* **AIM**
Using the material below, copy every line where "image" appears.

(Some records)
"""
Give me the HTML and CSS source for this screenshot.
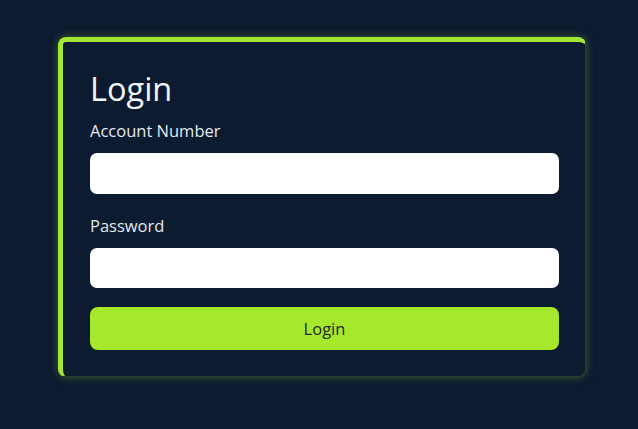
FILE: index.html
```html
<!DOCTYPE html>
<html lang="en">
<head>
<meta charset="utf-8">
<title>Login</title>
<link rel="stylesheet" href="styles.css">
</head>
<body>
<main class="page">
  <form class="card">
    <h1 class="title">Login</h1>
    <label class="label" for="acct">Account Number</label>
    <input class="input" id="acct" type="text">
    <label class="label label-gap" for="pw">Password</label>
    <input class="input" id="pw" type="password">
    <button class="btn" type="button">Login</button>
  </form>
</main>
</body>
</html>
```
FILE: styles.css
```css
* { box-sizing: border-box; }
html, body { margin: 0; padding: 0; }
body {
  background: #0c1b30;
  font-family: "Open Sans", "Noto Sans", sans-serif;
  width: 638px;
  height: 429px;
  overflow: hidden;
}
.page {
  padding: 37px 0 0 58px;
}
.card {
  width: 528px;
  height: 340px;
  background: #0c1b30;
  border-radius: 8px;
  border: 1px solid rgba(163, 230, 53, 0.18);
  border-top: 5px solid #a3e635;
  border-left: 5px solid #a3e635;
  box-shadow: 0 0 9px rgba(163, 230, 53, 0.35);
  padding: 28px 26px 26px 27px;
  display: flex;
  flex-direction: column;
}
.title {
  margin: 0;
  font-size: 32.5px;
  font-weight: 400;
  line-height: 38px;
  color: #f3f6fa;
}
.label {
  display: block;
  margin-top: 12px;
  font-size: 16.5px;
  line-height: 22px;
  color: #e4e9f0;
}
.label-gap { margin-top: 21px; }
.input {
  display: block;
  width: 100%;
  height: 41px;
  margin-top: 11px;
  border: none;
  border-radius: 7px;
  background: #ffffff;
}
.btn {
  margin-top: 19px;
  height: 43px;
  width: 100%;
  border: none;
  border-radius: 8px;
  background: #a6e82c;
  color: #1e2a22;
  font-family: inherit;
  font-size: 16.5px;
}
```
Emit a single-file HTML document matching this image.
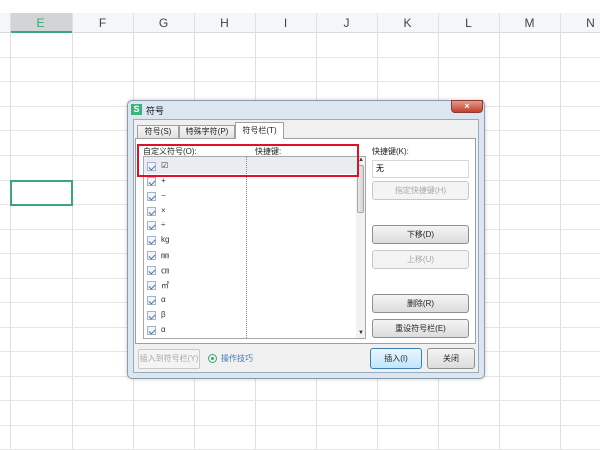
<!DOCTYPE html>
<html><head><meta charset="utf-8"><style>
*{margin:0;padding:0;box-sizing:border-box}
body{width:600px;height:450px;overflow:hidden;background:#fff;font-family:"Liberation Sans","Noto Sans CJK SC",sans-serif;position:relative}
.a{position:absolute}
.vl{position:absolute;top:13px;bottom:0;width:1px;background:#e0e0e0}
.hl{position:absolute;left:0;right:0;height:1px;background:#e6e6e6}
.ch{position:absolute;top:13px;height:20px;font-size:12px;color:#444;text-align:center;line-height:20px;width:61px}
.btn{position:absolute;height:19px;border:1px solid #8e8f8f;border-radius:3px;background:linear-gradient(#f4f4f4,#dcdcdc);font-size:8px;text-align:center;line-height:17px;color:#222}
.dis{border-color:#c8c8c8;background:#f4f4f4;color:#a8a8a8}
.row{position:absolute;left:144px;width:212px;height:15px;font-size:8px;color:#333}
.cb{position:absolute;left:3px;top:3px;width:9px;height:9px;border:1px solid #a5b5c9;background:#f2f6fa}
.cb:after{content:"";position:absolute;left:2px;top:1px;width:3px;height:5px;border:solid #4a6a96;border-width:0 1px 1px 0;transform:rotate(45deg)}
.row span{position:absolute;left:17px;top:2px}
</style></head><body>
<div class="a" style="left:0;top:13px;width:600px;height:20px;background:#f5f6f7;border-bottom:1px solid #dadada"></div>
<div class="a" style="left:10px;top:13px;width:62px;height:20px;background:#d2d4d6;border-bottom:2px solid #3aa67c"></div>
<div class="ch" style="left:10px;color:#3aa67c">E</div>
<div class="ch" style="left:72px">F</div><div class="ch" style="left:133px">G</div><div class="ch" style="left:194px">H</div><div class="ch" style="left:255px">I</div><div class="ch" style="left:316px">J</div><div class="ch" style="left:377px">K</div><div class="ch" style="left:438px">L</div><div class="ch" style="left:499px">M</div><div class="ch" style="left:560px">N</div>
<div class="vl" style="left:10px"></div><div class="vl" style="left:72px"></div><div class="vl" style="left:133px"></div><div class="vl" style="left:194px"></div><div class="vl" style="left:255px"></div><div class="vl" style="left:316px"></div><div class="vl" style="left:377px"></div><div class="vl" style="left:438px"></div><div class="vl" style="left:499px"></div><div class="vl" style="left:560px"></div>
<div class="hl" style="top:57px"></div><div class="hl" style="top:81px"></div><div class="hl" style="top:106px"></div><div class="hl" style="top:130px"></div><div class="hl" style="top:155px"></div><div class="hl" style="top:180px"></div><div class="hl" style="top:204px"></div><div class="hl" style="top:229px"></div><div class="hl" style="top:253px"></div><div class="hl" style="top:278px"></div><div class="hl" style="top:302px"></div><div class="hl" style="top:327px"></div><div class="hl" style="top:351px"></div><div class="hl" style="top:376px"></div><div class="hl" style="top:400px"></div><div class="hl" style="top:425px"></div><div class="hl" style="top:449px"></div>
<div class="a" style="left:10px;top:180px;width:63px;height:26px;border:2px solid #3aa67c"></div>

<!-- dialog -->
<div class="a" style="left:127px;top:100px;width:358px;height:279px;background:#dbe6f1;border:1px solid #8a9bb0;border-radius:5px;box-shadow:0 0 4px rgba(0,0,0,.2)"></div>
<div class="a" style="left:131px;top:104px;width:11px;height:11px;background:#3bb37a;color:#fff;font-size:9px;font-weight:bold;text-align:center;line-height:11px">S</div>
<div class="a" style="left:146px;top:104px;font-size:9px;color:#111">符号</div>
<div class="a" style="left:451px;top:100px;width:32px;height:13px;background:linear-gradient(#e59a8c,#c2412c);border:1px solid #8a3a2e;border-radius:0 0 4px 4px;color:#fff;font-size:9px;text-align:center;line-height:11px;font-weight:bold">×</div>
<div class="a" style="left:133px;top:119px;width:346px;height:254px;background:#f0f0f0;border:1px solid #9aabbd"></div>
<!-- tabs -->
<div class="a" style="left:135px;top:138px;width:341px;height:206px;background:#fff;border:1px solid #a0a0a0"></div>
<div class="a" style="left:137px;top:125px;width:42px;height:14px;border:1px solid #a0a0a0;background:linear-gradient(#f5f5f5,#e2e2e2);font-size:8px;text-align:center;line-height:12px;color:#222">符号(S)</div>
<div class="a" style="left:179px;top:125px;width:56px;height:14px;border:1px solid #a0a0a0;background:linear-gradient(#f5f5f5,#e2e2e2);font-size:8px;text-align:center;line-height:12px;color:#222">特殊字符(P)</div>
<div class="a" style="left:235px;top:122px;width:49px;height:17px;border:1px solid #a0a0a0;border-bottom:none;background:#fff;font-size:8px;text-align:center;line-height:15px;color:#222">符号栏(T)</div>
<div class="a" style="left:143px;top:146px;font-size:8px;color:#222">自定义符号(O):</div>
<div class="a" style="left:255px;top:146px;font-size:8px;color:#222">快捷键:</div>
<!-- list -->
<div class="a" style="left:143px;top:156px;width:223px;height:183px;background:#fff;border:1px solid #a8a8a8"></div>
<div class="a" style="left:144px;top:157px;width:212px;height:17px;background:#e9edf3"></div>
<div class="a" style="left:246px;top:157px;width:0;height:181px;border-left:1px dotted #888"></div>
<div class="row" style="top:159px"><div class="cb"></div><span>☑</span></div>
<div class="row" style="top:174px"><div class="cb"></div><span>+</span></div>
<div class="row" style="top:189px"><div class="cb"></div><span>−</span></div>
<div class="row" style="top:204px"><div class="cb"></div><span>×</span></div>
<div class="row" style="top:218px"><div class="cb"></div><span>÷</span></div>
<div class="row" style="top:233px"><div class="cb"></div><span>kg</span></div>
<div class="row" style="top:248px"><div class="cb"></div><span>㎜</span></div>
<div class="row" style="top:263px"><div class="cb"></div><span>㎝</span></div>
<div class="row" style="top:278px"><div class="cb"></div><span>㎡</span></div>
<div class="row" style="top:293px"><div class="cb"></div><span>α</span></div>
<div class="row" style="top:308px"><div class="cb"></div><span>β</span></div>
<div class="row" style="top:323px"><div class="cb"></div><span>α</span></div>
<div class="a" style="left:356px;top:157px;width:9px;height:181px;background:#f2f2f2"></div>
<div class="a" style="left:357px;top:165px;width:7px;height:48px;background:linear-gradient(90deg,#e8e8e8,#d6d6d6);border:1px solid #a8a8a8;border-radius:2px"></div>
<div class="a" style="left:358px;top:157px;font-size:6px;color:#333">▲</div>
<div class="a" style="left:358px;top:330px;font-size:6px;color:#333">▼</div>
<div class="a" style="left:137px;top:144px;width:222px;height:33px;border:2px solid #e0102a"></div>
<!-- right -->
<div class="a" style="left:372px;top:146px;font-size:8px;color:#222">快捷键(K):</div>
<div class="a" style="left:372px;top:160px;width:97px;height:18px;border:1px solid #d8d8d8;background:#fff;font-size:8px;line-height:16px;padding-left:3px">无</div>
<div class="btn dis" style="left:372px;top:181px;width:97px">指定快捷键(H)</div>
<div class="btn" style="left:372px;top:225px;width:97px">下移(D)</div>
<div class="btn dis" style="left:372px;top:250px;width:97px">上移(U)</div>
<div class="btn" style="left:372px;top:294px;width:97px">删除(R)</div>
<div class="btn" style="left:372px;top:319px;width:97px">重设符号栏(E)</div>
<!-- bottom -->
<div class="btn dis" style="left:138px;top:349px;width:62px;height:20px;border-radius:2px">插入到符号栏(Y)</div>
<div class="a" style="left:208px;top:354px;width:9px;height:9px;border:1px solid #3aa67c;border-radius:50%"></div>
<div class="a" style="left:211px;top:357px;width:3px;height:3px;background:#3aa67c;border-radius:50%"></div>
<div class="a" style="left:221px;top:353px;font-size:8px;color:#3b77c4">操作技巧</div>
<div class="btn" style="left:370px;top:348px;width:52px;height:21px;line-height:19px;border-color:#3c7fb1;background:linear-gradient(#eaf6fd,#bee6fd)">插入(I)</div>
<div class="btn" style="left:427px;top:348px;width:48px;height:21px;line-height:19px">关闭</div>
</body></html>
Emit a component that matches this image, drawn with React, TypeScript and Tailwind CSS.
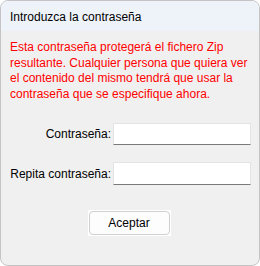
"""
* **OUTPUT OF THE EXERCISE**
Emit a single-file HTML document matching this image.
Emit a component that matches this image, drawn with React, TypeScript and Tailwind CSS.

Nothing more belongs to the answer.